December 11, 2006

KUFM / KGPR

T. M. Power

 

“Healthy Forests” and Wildfire Control: Accumulating Scientific Evidence

 

            Even as the Bush Administration and the U.S. Forest Service push forward with their plans to use timber harvests to improve the “health” of our National Forests and reduce the risk of catastrophic wildfire, scientific evidence accumulates that thinning and logging the forested landscape is likely to increase rather than decrease fire dangers and push forests even further away from their natural ecological conditions.

            Almost no one disagrees with the idea that vegetation including trees immediately around homes need to be carefully managed to reduce the danger that the landscaping we do around our homes might bring natural wildfire right to our doorsteps. That maintenance of our yards and lots along with the maintenance of our homes themselves is the most effective way of reducing home loss in the face of wildfire.

            But the Bush Administration and some of the leadership of the Forest Service want to use logging techniques in places far removed from homes and communities to reduce the threat of wildfire. The basic idea is that most of our forests are far too dense. There are way too many trees per acre. This, we are told, not only makes them “unhealthy” but also reduces their productivity for wood production and makes them prone to frequent and severe wildfires that damage the forests even further. Cutting down many or most of those trees is the proposed solution.

            But the evidence is mounting that this is not the case. Studies of actual fire behavior in Northern California, Colorado, and Oregon indicate that removing trees, “thinning” the forest, by itself actually increases the severity of forest fires and the damage they do to forests.

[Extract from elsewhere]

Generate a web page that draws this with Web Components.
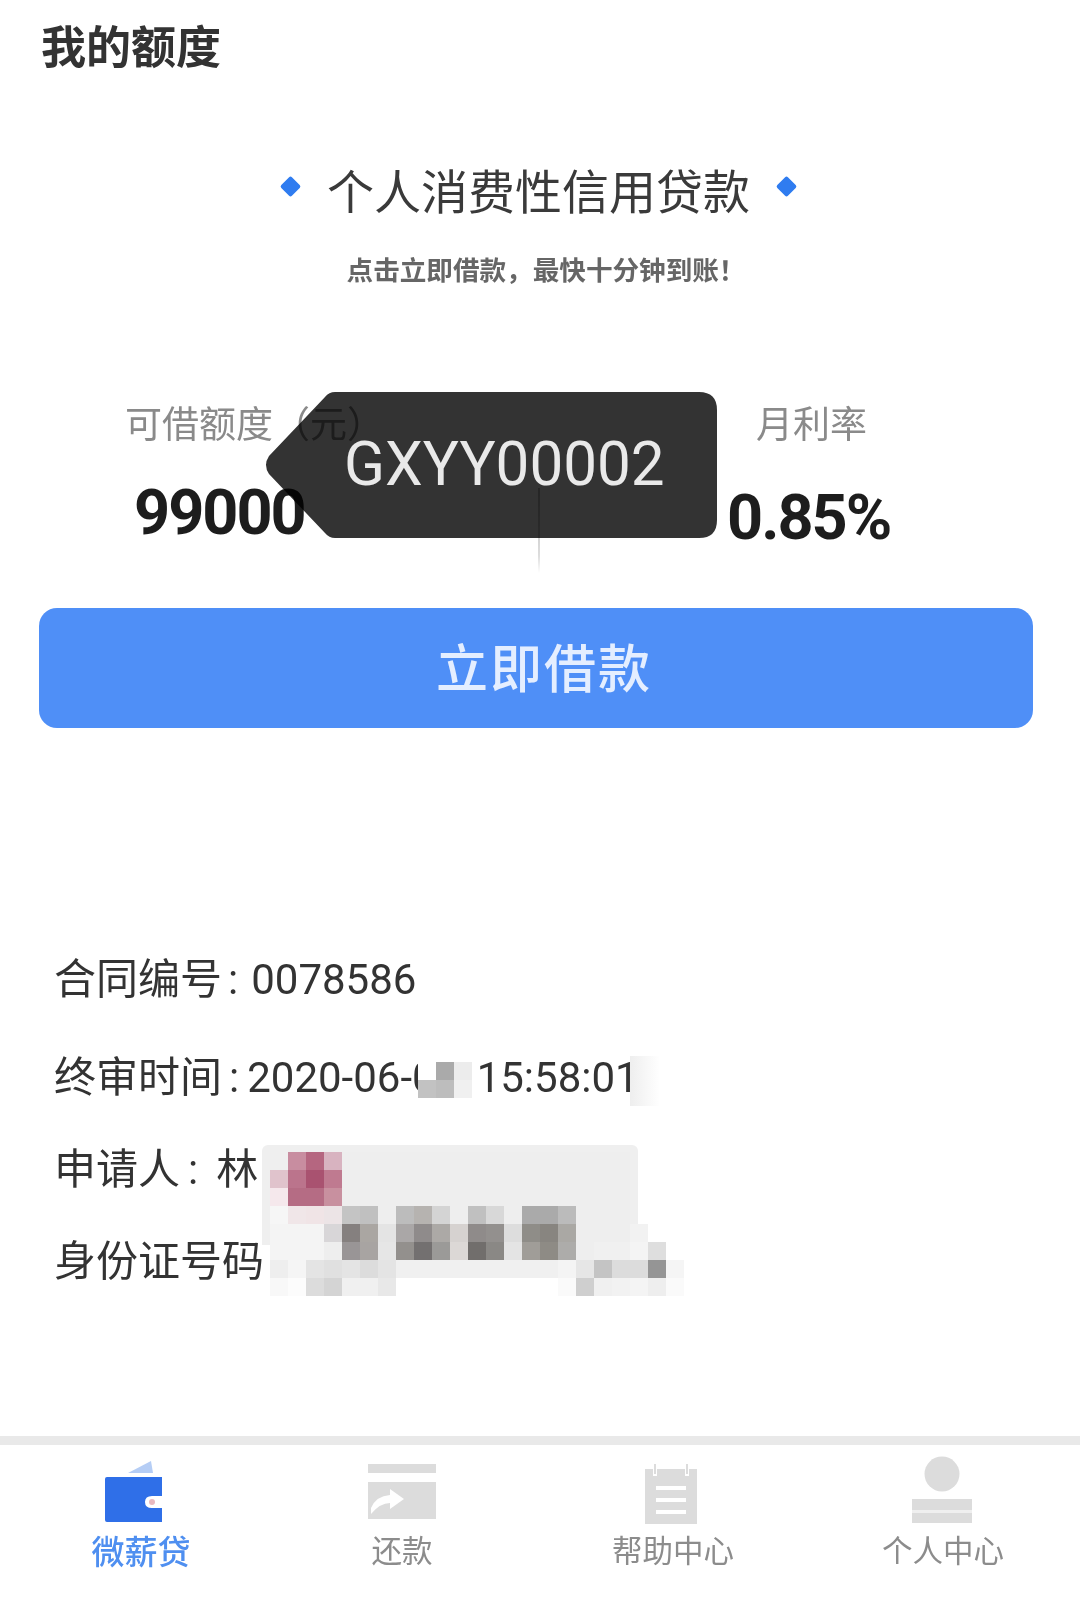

            Some of the fires in 2002 were so huge that they provided a natural laboratory to study what impact previous forest treatments had on how much damage the forest fires did to trees. Despite the usual picture often painted for us of fires simply blackening thousands and thousands of acres, totally destroying all the trees and every other living thing, forest fires actually have very diverse impacts, usually creating a mosaic of heavily burned as well as relatively lightly burned landscapes.  By studying the variation in tree mortality in these large fires and matching that up with previous human manipulation of those forestlands, the scientists could get a picture of what, for instance, previous thinning did to control the severity of the damage done by the fires.

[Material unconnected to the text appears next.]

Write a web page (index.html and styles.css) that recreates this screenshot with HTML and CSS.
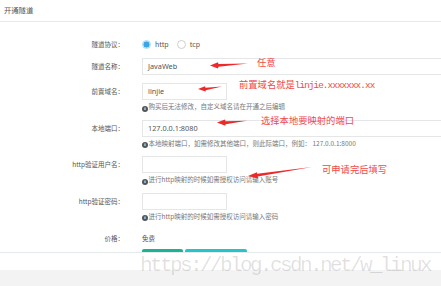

            What they found in both Oregon’s Biscuit Fire and Colorado’s Hayman Fire was that areas that had not been thinned or subject to prescribed burns before the recent fire lost about half of their trees in that fire. In areas that had been thinned, 80 to 100 percent of the trees were killed.  Thinning the forests made them more vulnerable to wildfire.

            This was not entirely surprising to the scientists. Thinning the forest opens the forest up to more sunlight and wind. That increases the temperature and lowers the humidity, drying out the forest more and allowing the higher winds to carry any fire that starts further and hotter. In addition, the thinning activity disturbs the ground, baring mineral soil for a new crop of shade intolerant young trees, shrubs, and invasive weeds.

            In addition, the thinning typically leaves behind much of the harvested trees: Limbs with needles and small non-marketable trees litter the ground with fuels.  When wildfire hits, it has all of the components to be a very hot fire with plenty of ladder fuels to kill almost all of the trees.

            That is not an inevitable outcome. But avoiding that outcome would be very costly. For instance, the studies show that thinning is not a permanent solution to an overly dense forest. Opening the forest up just triggers the growth of new seedlings and other vegetation. Unless the forest is entered on a regular basis, every decade, say, the thinning will simply have recreated the problem it sought to cure. But such regular and repeated thinning would be outrageously expensive.

            An alternative is to following the thinning with a prescribed burn. In the Biscuit Fire, areas that had been thinned and then treated with a prescribed burns lost only 5 percent of their trees, compared to 80-100 percent for thinning alone or 50 percent for those areas not treated at all.  But prescribed burns are also expensive to carry out and are not controllable enough to be used near homes.

            This may make our public forests sound like a hopeless mess, condemned to a continued unhealthy and unproductive status. But other scientific evidence indicates that this is not at all the case. Most of the dense forests that the Bush Administration and some in the Forest Service want to thin to return them to “health” are not unhealthy at all. Forest scientists have been studying the fire histories of our forested landscapes in more and more detail to try to understand their densities and fire behaviors in the centuries before we began grazing cows, harvesting trees, and suppressing fires in them. What they are finding is that a significant part of the forest landscape regularly had very dense stands of trees that every few centuries burned in large natural conflagrations.  It was only the lower elevation forests that featured park-like mixes of large, almost inflammable, trees and open grasslands.

            This is not a pessimistic story. It means that we need to focus our forest fire protection where our homes, communities, and lives are threatened. We do not have to spend tens of billions of dollars trying to save our forests from themselves. The forests do not need it, thank you, and those billion dollar efforts would not work anyway.  If we are careful where and how we live in forests and learn to accept fire as a natural part of a healthy forested landscape, both prescribed fire and natural fires, we can both protect ourselves and enjoy the benefits of diverse natural forests.